• [WHAT THE TASK REQUIRES]
Locate the word "React" in the data below, then copy every line that holds it.

• [SUPPLIED MATERIAL]
%%
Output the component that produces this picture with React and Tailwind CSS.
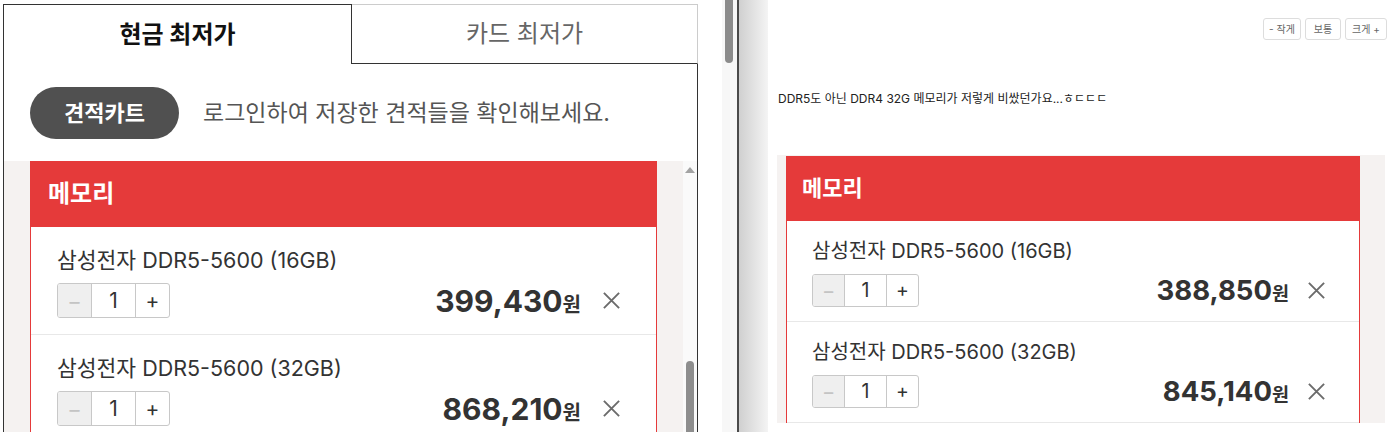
import React from "react";

const font = { fontFamily: 'Inter, "Noto Sans CJK KR", sans-serif' };

const items = {
  main: [
    { name: "삼성전자 DDR5-5600 (16GB)", price: "399,430" },
    { name: "삼성전자 DDR5-5600 (32GB)", price: "868,210" },
  ],
  post: [
    { name: "삼성전자 DDR5-5600 (16GB)", price: "388,850" },
    { name: "삼성전자 DDR5-5600 (32GB)", price: "845,140" },
  ],
};

// two sizes of the same cart: the live panel and the smaller copy in the post
const sizes = {
  large: {
    header: "h-[66px] pl-[18px] text-[24px]",
    item: "pl-[26px] pr-[35px] pt-[22px] pb-[16px]",
    name: "text-[21.5px] leading-[23px]",
    row: "mt-[11px] h-[35px]",
    minus: "w-[34px] text-[22px]",
    num: "w-[43px] text-[21px]",
    plus: "w-[34px] text-[21px]",
    price: "text-[30px]",
    won: "text-[20px]",
    gap: "gap-[21px]",
    x: 19,
  },
  small: {
    header: "h-[65px] pl-[16px] text-[22px]",
    item: "pl-[25px] pr-[33px] pt-[19px] pb-[14px]",
    name: "text-[20px] leading-[22px]",
    row: "mt-[12px] h-[33px]",
    minus: "w-[32px] text-[20px]",
    num: "w-[41px] text-[19.5px]",
    plus: "w-[32px] text-[19.5px]",
    price: "text-[27.5px]",
    won: "text-[18.5px]",
    gap: "gap-[18px]",
    x: 19,
  },
};

const CloseIcon = ({ size }) => (
  <svg width={size} height={size} viewBox="0 0 20 20" className="shrink-0">
    <path d="M2 2 L18 18 M18 2 L2 18" stroke="#6b6b6b" strokeWidth="2" fill="none" />
  </svg>
);

const Cart = ({ size, list }) => {
  const s = sizes[size];
  return (
    <div className="bg-white">
      <div className={`flex items-center bg-[#e53a3a] font-bold text-white ${s.header}`}>메모리</div>
      <div className="border-x border-[#e53a3a]">
        {list.map((item) => (
          <div key={item.name} className={`border-b border-[#e8e8e8] ${s.item}`}>
            <div className={`text-[#333] ${s.name}`}>{item.name}</div>
            <div className={`flex items-center justify-between ${s.row}`}>
              <div className="flex h-full overflow-hidden rounded-[3px] border border-[#c8c8c8] leading-none">
                <div className={`flex items-center justify-center bg-[#efefef] text-[#c4c4c4] border-r border-[#c8c8c8] ${s.minus}`}>−</div>
                <div className={`flex items-center justify-center text-[#333] ${s.num}`}>1</div>
                <div className={`flex items-center justify-center text-[#333] border-l border-[#c8c8c8] ${s.plus}`}>+</div>
              </div>
              <div className={`flex items-center ${s.gap}`}>
                <div className="flex items-baseline font-bold leading-none text-[#333]">
                  <span className={s.price}>{item.price}</span>
                  <span className={s.won}>원</span>
                </div>
                <CloseIcon size={s.x} />
              </div>
            </div>
          </div>
        ))}
      </div>
    </div>
  );
};

export default function App() {
  return (
    <div className="flex h-[432px] w-[1397px] overflow-hidden bg-white" style={font}>
      {/* Estimate panel */}
      <div className="w-[722px] shrink-0 pl-[3px] pt-[4px]">
        <div className="w-[695px]">
          <div className="flex h-[60px]">
            <div className="flex w-[349px] items-center justify-center border-x border-t border-[#333] text-[24px] font-bold text-[#111]">
              현금 최저가
            </div>
            <div className="flex flex-1 items-center justify-center border-t border-r border-t-[#ccc] border-r-[#ccc] border-b border-b-[#333] text-[24px] text-[#666]">
              카드 최저가
            </div>
          </div>
          <div className="border-x border-[#333]">
            <div className="flex items-center pl-[26px] pt-[23px] pb-[22px]">
              <div className="flex h-[52px] w-[149px] items-center justify-center rounded-full bg-[#505050] text-[22px] font-bold text-white">
                견적카트
              </div>
              <span className="ml-[24px] text-[23px] text-[#555]">로그인하여 저장한 견적들을 확인해보세요.</span>
            </div>
            <div className="flex h-[300px] bg-[#f5f2f1]">
              <div className="flex-1 pl-[26px] pr-[26px]">
                <Cart size="large" list={items.main} />
              </div>
              {/* inner scrollbar */}
              <div className="flex w-[14px] flex-col items-center bg-[#fafafa] pt-[6px]">
                <div className="h-0 w-0 border-x-[5px] border-b-[6px] border-x-transparent border-b-[#a3a3a3]" />
                <div className="mt-[188px] h-[120px] w-[8px] rounded-full bg-[#8e8e8e]" />
              </div>
            </div>
          </div>
        </div>
      </div>

      {/* page scrollbar */}
      <div className="w-[15px] shrink-0 bg-[#f7f7f7] pl-[3px]">
        <div className="h-[63px] w-[8px] rounded-b-full bg-[#8b8b8b]" />
      </div>
      <div className="w-[2px] shrink-0 bg-[#4a4a4a]" />
      <div className="w-[29px] shrink-0 bg-gradient-to-r from-[#d0d0d0] to-[#f4f4f4]" />

      {/* Post */}
      <div className="flex-1">
        <div className="flex justify-end gap-[4px] pt-[18px] pr-[10px]">
          <button className="h-[22px] w-[38px] rounded-[3px] border border-[#ddd] text-[10px] text-[#666]">- 작게</button>
          <button className="h-[22px] w-[36px] rounded-[3px] border border-[#ddd] text-[10px] text-[#666]">보통</button>
          <button className="h-[22px] w-[42px] rounded-[3px] border border-[#ddd] text-[10px] text-[#666]">크게 +</button>
        </div>
        <p className="mt-[51px] pl-[10px] text-[12px] leading-[16px] text-[#222]">
          DDR5도 아닌 DDR4 32G 메모리가 저렇게 비쌌던가요...ㅎㄷㄷㄷ
        </p>
        <div className="ml-[9px] mt-[48px] w-[608px] bg-[#f5f2f1] pl-[9px] pr-[25px] pt-[1px]">
          <Cart size="small" list={items.post} />
        </div>
      </div>
    </div>
  );
}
%%
• [WORKED ANSWER]
Output the component that produces this picture with React and Tailwind CSS.
import React from "react";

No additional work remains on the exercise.